>> BEGIN SUPPLIED MATERIAL
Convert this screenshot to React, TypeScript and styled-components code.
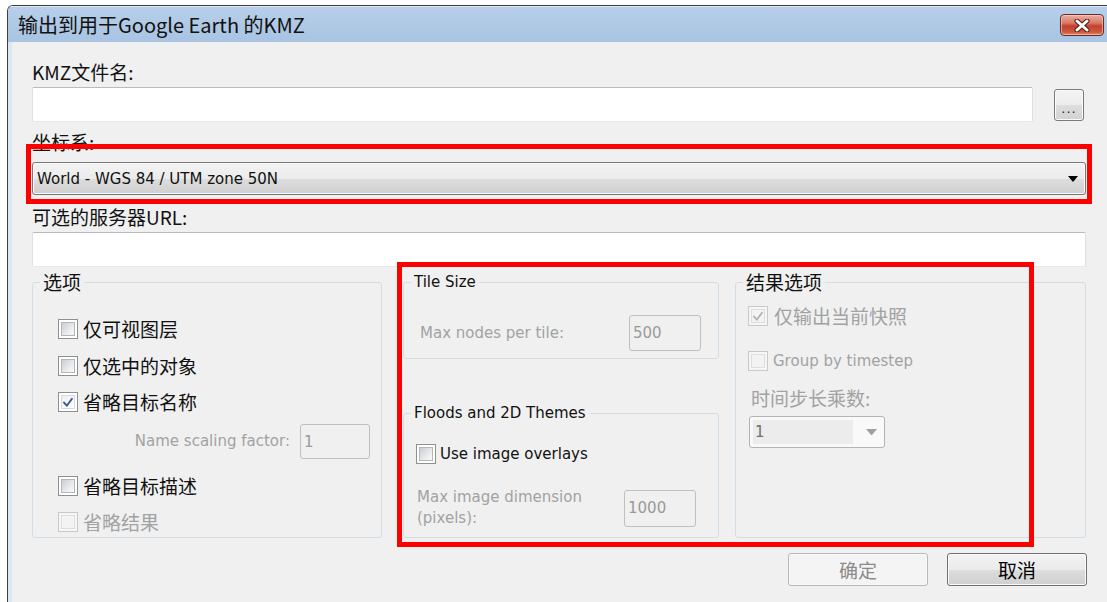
import React from "react";
import styled, { createGlobalStyle, css } from "styled-components";

const GlobalStyle = createGlobalStyle`
  html, body {
    margin: 0;
    padding: 0;
    background: #ffffff;
  }
  body {
    width: 1107px;
    height: 602px;
    overflow: hidden;
  }
`;

const zh = css`
  font-family: "Noto Sans CJK SC", "Noto Sans", sans-serif;
  font-size: 19px;
`;

const en = css`
  font-family: "DejaVu Sans", "Noto Sans CJK SC", sans-serif;
  font-size: 15px;
`;

type Lang = "zh" | "en";

const Desktop = styled.div`
  box-sizing: border-box;
  height: 602px;
  padding: 5px 0 0 7px;
`;

const Window = styled.div`
  position: relative;
  box-sizing: border-box;
  width: 1100px;
  height: 600px;
  display: flex;
  flex-direction: column;
  border-top: 1px solid #3e3e3e;
  border-left: 1px solid #3e3e3e;
  border-top-left-radius: 6px;
  overflow: hidden;
`;

const TitleBar = styled.div`
  flex: none;
  height: 36px;
  display: flex;
  align-items: flex-start;
  justify-content: space-between;
  padding: 0 3px 0 10px;
  background: linear-gradient(#b7cfe9, #a8c4e2);
  box-shadow: inset 0 1px 0 #dde8f4;
`;

const Title = styled.span`
  ${zh};
  font-size: 20px;
  line-height: 38px;
  color: #111;
`;

const CloseButton = styled.button`
  margin-top: 8px;
  width: 44px;
  height: 22px;
  padding: 0;
  display: flex;
  align-items: center;
  justify-content: center;
  border: 1px solid #6b2a21;
  border-radius: 4px;
  background: linear-gradient(
    #eab0a3 0%,
    #d87866 40%,
    #c2412c 55%,
    #cc5a3f 85%,
    #e08a66 100%
  );
  box-shadow: inset 0 0 0 1px rgba(255, 220, 210, 0.55);
`;

const Client = styled.div`
  flex: 1;
  display: flex;
  flex-direction: column;
  background: #f0f0f0;
  border-left: 4px solid #dde7f3;
  padding: 18px 21px 0 20px;
`;

const Label = styled.div<{ $mt?: number; $lang?: Lang; $muted?: boolean; $ml?: number }>`
  ${(p) => (p.$lang === "en" ? en : zh)};
  line-height: 24px;
  color: ${(p) => (p.$muted ? "#a2a2a2" : "#111")};
  margin-top: ${(p) => p.$mt ?? 0}px;
  margin-left: ${(p) => p.$ml ?? 0}px;
  white-space: nowrap;
`;

const FileRow = styled.div`
  display: flex;
  align-items: center;
  gap: 21px;
  margin-top: 3px;
`;

const TextBox = styled.div<{ $mt?: number }>`
  flex: 1;
  box-sizing: border-box;
  height: 35px;
  margin-top: ${(p) => p.$mt ?? 0}px;
  background: #ffffff;
  border: 1px solid;
  border-color: #b7bcc2 #dbdfe6 #e3e9ef #dbdfe6;
  border-radius: 2px;
`;

const BrowseButton = styled.button`
  flex: none;
  width: 30px;
  height: 32px;
  margin-right: 2px;
  padding: 0 0 4px;
  display: flex;
  align-items: flex-end;
  justify-content: center;
  ${en};
  font-size: 13px;
  letter-spacing: 1px;
  color: #222;
  border: 1px solid #7a7a7a;
  border-radius: 3px;
  background: linear-gradient(#f4f4f4 0%, #ececec 50%, #dedede 51%, #d2d2d2 100%);
  box-shadow: inset 0 0 0 1px #fbfbfb;
`;

const Combo = styled.div`
  box-sizing: border-box;
  height: 33px;
  margin-top: 8px;
  display: flex;
  align-items: center;
  justify-content: space-between;
  padding: 1px 7px 0 4px;
  ${en};
  line-height: 20px;
  color: #111;
  border: 1px solid #777;
  border-radius: 3px;
  background: linear-gradient(#f3f3f3 0%, #ebebeb 50%, #dddddd 51%, #cfcfcf 100%);
  box-shadow: inset 0 0 0 1px #f9f9f9;
`;

const GroupsRow = styled.div`
  display: flex;
  height: 266px;
  margin-top: 5px;
`;

const Group = styled.fieldset<{ $w?: number; $ml?: number; $mt?: number; $grow?: boolean }>`
  box-sizing: border-box;
  min-width: 0;
  margin: ${(p) => p.$mt ?? 0}px 0 0 ${(p) => p.$ml ?? 0}px;
  padding: 0;
  ${(p) => (p.$w ? `width: ${p.$w}px;` : "")}
  ${(p) => (p.$grow ? "flex: 1;" : "flex: none;")}
  display: flex;
  flex-direction: column;
  border: 1px solid #d3dde5;
  border-radius: 3px;
`;

const Legend = styled.legend<{ $lang: Lang }>`
  ${(p) => (p.$lang === "en" ? en : zh)};
  line-height: 20px;
  margin-left: 7px;
  padding: 0 3px;
  color: #111;
`;

const MiddleColumn = styled.div`
  width: 316px;
  margin-left: 21px;
  display: flex;
  flex-direction: column;
`;

const CheckRow = styled.div<{ $mt: number; $pl: number; $gap?: number }>`
  display: flex;
  align-items: center;
  gap: ${(p) => p.$gap ?? 5}px;
  height: 22px;
  margin-top: ${(p) => p.$mt}px;
  padding-left: ${(p) => p.$pl}px;
`;

const CheckText = styled.span<{ $lang: Lang; $muted?: boolean }>`
  ${(p) => (p.$lang === "en" ? en : zh)};
  line-height: 22px;
  color: ${(p) => (p.$muted ? "#a2a2a2" : "#111")};
  white-space: nowrap;
`;

const Box = styled.span<{ $disabled?: boolean }>`
  flex: none;
  box-sizing: border-box;
  width: 20px;
  height: 20px;
  display: flex;
  align-items: center;
  justify-content: center;
  border: 1px solid ${(p) => (p.$disabled ? "#c9c9c9" : "#8e8f8f")};
  background: ${(p) => (p.$disabled ? "#f6f6f6" : "#ffffff")};
`;

const BoxFill = styled.span<{ $disabled?: boolean; $checked?: boolean }>`
  box-sizing: border-box;
  width: 14px;
  height: 14px;
  display: flex;
  align-items: center;
  justify-content: center;
  border: 1px solid ${(p) => (p.$disabled ? "#dedede" : p.$checked ? "#d6d9dd" : "#b2b6bb")};
  background: ${(p) =>
    p.$disabled
      ? "#f3f3f3"
      : p.$checked
      ? "linear-gradient(135deg, #eceef0, #ffffff)"
      : "linear-gradient(135deg, #c9cdd2, #eef0f2 70%, #f8f8f8)"};
`;

const FieldRow = styled.div<{ $mt: number; $pl: number; $pr: number; $justify?: string; $h: number }>`
  display: flex;
  align-items: center;
  justify-content: ${(p) => p.$justify ?? "space-between"};
  gap: 10px;
  height: ${(p) => p.$h}px;
  margin-top: ${(p) => p.$mt}px;
  padding: 0 ${(p) => p.$pr}px 0 ${(p) => p.$pl}px;
`;

const FieldText = styled.span<{ $wrap?: boolean }>`
  ${en};
  line-height: 21px;
  color: #a2a2a2;
  ${(p) => (p.$wrap ? "max-width: 185px;" : "white-space: nowrap;")}
`;

const NumberBox = styled.div<{ $w: number; $h: number }>`
  flex: none;
  box-sizing: border-box;
  width: ${(p) => p.$w}px;
  height: ${(p) => p.$h}px;
  display: flex;
  align-items: center;
  padding-left: 3px;
  ${en};
  color: #9a9a9a;
  border: 1px solid #bfbfbf;
  border-radius: 3px;
  background: #f0f0f0;
`;

const SmallCombo = styled.div`
  box-sizing: border-box;
  width: 136px;
  height: 32px;
  margin: 6px 0 0 13px;
  display: flex;
  align-items: center;
  padding: 3px 7px 3px 3px;
  border: 1px solid #b3b3b3;
  border-radius: 3px;
  background: #f9f9f9;
`;

const SmallComboValue = styled.span`
  box-sizing: border-box;
  width: 100px;
  height: 100%;
  display: flex;
  align-items: center;
  padding-left: 2px;
  ${en};
  color: #6f6f6f;
  background: #ececec;
`;

const SmallComboArrow = styled.span`
  flex: 1;
  display: flex;
  justify-content: flex-end;
  align-items: center;
`;

const ButtonRow = styled.div`
  display: flex;
  justify-content: flex-end;
  gap: 19px;
  margin: 15px -1px 0 0;
`;

const DialogButton = styled.button<{ $disabled?: boolean }>`
  box-sizing: border-box;
  width: 140px;
  height: 33px;
  padding: 0;
  ${zh};
  line-height: 31px;
  color: ${(p) => (p.$disabled ? "#8a8a8a" : "#000")};
  border: 1px solid ${(p) => (p.$disabled ? "#b5b9bc" : "#707070")};
  border-radius: 3px;
  background: ${(p) =>
    p.$disabled
      ? "#f4f4f4"
      : "linear-gradient(#f3f3f3 0%, #ebebeb 50%, #dddddd 51%, #cfcfcf 100%)"};
  box-shadow: inset 0 0 0 1px ${(p) => (p.$disabled ? "#f8f8f8" : "#fafafa")};
`;

const Callout = styled.div<{ $x: number; $y: number; $w: number; $h: number }>`
  position: absolute;
  left: ${(p) => p.$x}px;
  top: ${(p) => p.$y}px;
  width: ${(p) => p.$w}px;
  height: ${(p) => p.$h}px;
  box-sizing: border-box;
  border: 5px solid #fd0000;
  pointer-events: none;
`;

const CheckMark = ({ color }: { color: string }) => (
  <svg width="13" height="13" viewBox="0 0 13 13">
    <path
      d="M2.2 6.6 L5.2 10 L10.8 2.4"
      fill="none"
      stroke={color}
      strokeWidth="2.1"
      strokeLinecap="round"
      strokeLinejoin="round"
    />
  </svg>
);

const CheckBox = ({ checked, disabled }: { checked?: boolean; disabled?: boolean }) => (
  <Box $disabled={disabled}>
    <BoxFill $disabled={disabled} $checked={checked}>
      {checked && <CheckMark color={disabled ? "#b4b4b4" : "#3a5796"} />}
    </BoxFill>
  </Box>
);

const CloseGlyph = () => (
  <svg width="18" height="13" viewBox="0 0 18 13">
    <path d="M4 2 L14 11 M14 2 L4 11" stroke="#4f1a12" strokeWidth="5" strokeLinecap="round" />
    <path d="M4 2 L14 11 M14 2 L4 11" stroke="#ffffff" strokeWidth="3" strokeLinecap="round" />
  </svg>
);

const DropArrow = ({ color, w }: { color: string; w: number }) => (
  <svg width={w} height={w * 0.6} viewBox="0 0 10 6">
    <path d="M0 0 H10 L5 6 Z" fill={color} />
  </svg>
);

export default function App() {
  return (
    <>
      <GlobalStyle />
      <Desktop>
        <Window>
          <TitleBar>
            <Title>输出到用于Google Earth 的KMZ</Title>
            <CloseButton aria-label="关闭">
              <CloseGlyph />
            </CloseButton>
          </TitleBar>

          <Client>
            <Label>KMZ文件名:</Label>
            <FileRow>
              <TextBox />
              <BrowseButton>...</BrowseButton>
            </FileRow>

            <Label $mt={8}>坐标系:</Label>
            <Combo>
              <span>World - WGS 84 / UTM zone 50N</span>
              <DropArrow color="#000" w={10} />
            </Combo>

            <Label $mt={10}>可选的服务器URL:</Label>
            <TextBox $mt={3} style={{ flex: "none" }} />

            <GroupsRow>
              <Group $w={350}>
                <Legend $lang="zh">选项</Legend>
                <CheckRow $mt={26} $pl={25}>
                  <CheckBox />
                  <CheckText $lang="zh">仅可视图层</CheckText>
                </CheckRow>
                <CheckRow $mt={15} $pl={25}>
                  <CheckBox />
                  <CheckText $lang="zh">仅选中的对象</CheckText>
                </CheckRow>
                <CheckRow $mt={14} $pl={25}>
                  <CheckBox checked />
                  <CheckText $lang="zh">省略目标名称</CheckText>
                </CheckRow>
                <FieldRow $mt={11} $h={35} $pl={0} $pr={11} $justify="flex-end">
                  <FieldText>Name scaling factor:</FieldText>
                  <NumberBox $w={70} $h={35}>1</NumberBox>
                </FieldRow>
                <CheckRow $mt={16} $pl={25}>
                  <CheckBox />
                  <CheckText $lang="zh">省略目标描述</CheckText>
                </CheckRow>
                <CheckRow $mt={14} $pl={25}>
                  <CheckBox disabled />
                  <CheckText $lang="zh" $muted>
                    省略结果
                  </CheckText>
                </CheckRow>
              </Group>

              <MiddleColumn>
                <Group>
                  <Legend $lang="en">Tile Size</Legend>
                  <FieldRow $mt={23} $h={36} $pl={16} $pr={17}>
                    <FieldText>Max nodes per tile:</FieldText>
                    <NumberBox $w={72} $h={36}>500</NumberBox>
                  </FieldRow>
                  <div style={{ height: 7 }} />
                </Group>
                <Group $mt={44} $grow>
                  <Legend $lang="en">Floods and 2D Themes</Legend>
                  <CheckRow $mt={20} $pl={12} $gap={4}>
                    <CheckBox />
                    <CheckText $lang="en">Use image overlays</CheckText>
                  </CheckRow>
                  <FieldRow $mt={21} $h={44} $pl={13} $pr={22}>
                    <FieldText $wrap>Max image dimension (pixels):</FieldText>
                    <NumberBox $w={72} $h={37}>1000</NumberBox>
                  </FieldRow>
                </Group>
              </MiddleColumn>

              <Group $ml={16} $grow>
                <Legend $lang="zh">结果选项</Legend>
                <CheckRow $mt={13} $pl={12} $gap={6}>
                  <CheckBox checked disabled />
                  <CheckText $lang="zh" $muted>
                    仅输出当前快照
                  </CheckText>
                </CheckRow>
                <CheckRow $mt={23} $pl={12} $gap={5}>
                  <CheckBox disabled />
                  <CheckText $lang="en" $muted>
                    Group by timestep
                  </CheckText>
                </CheckRow>
                <Label $mt={14} $ml={15} $muted>
                  时间步长乘数:
                </Label>
                <SmallCombo>
                  <SmallComboValue>1</SmallComboValue>
                  <SmallComboArrow>
                    <DropArrow color="#a0a0a0" w={11} />
                  </SmallComboArrow>
                </SmallCombo>
              </Group>
            </GroupsRow>

            <ButtonRow>
              <DialogButton $disabled>确定</DialogButton>
              <DialogButton>取消</DialogButton>
            </ButtonRow>
          </Client>

          <Callout $x={18} $y={138} $w={1066} $h={60} />
          <Callout $x={389} $y={256} $w={637} $h={285} />
        </Window>
      </Desktop>
    </>
  );
}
>> END SUPPLIED MATERIAL
- [TASK PROMPT]: Where does the word "components" appear? Return each line that holds it.

- [EXERCISE OUTPUT]:
Convert this screenshot to React, TypeScript and styled-components code.
import styled, { createGlobalStyle, css } from "styled-components";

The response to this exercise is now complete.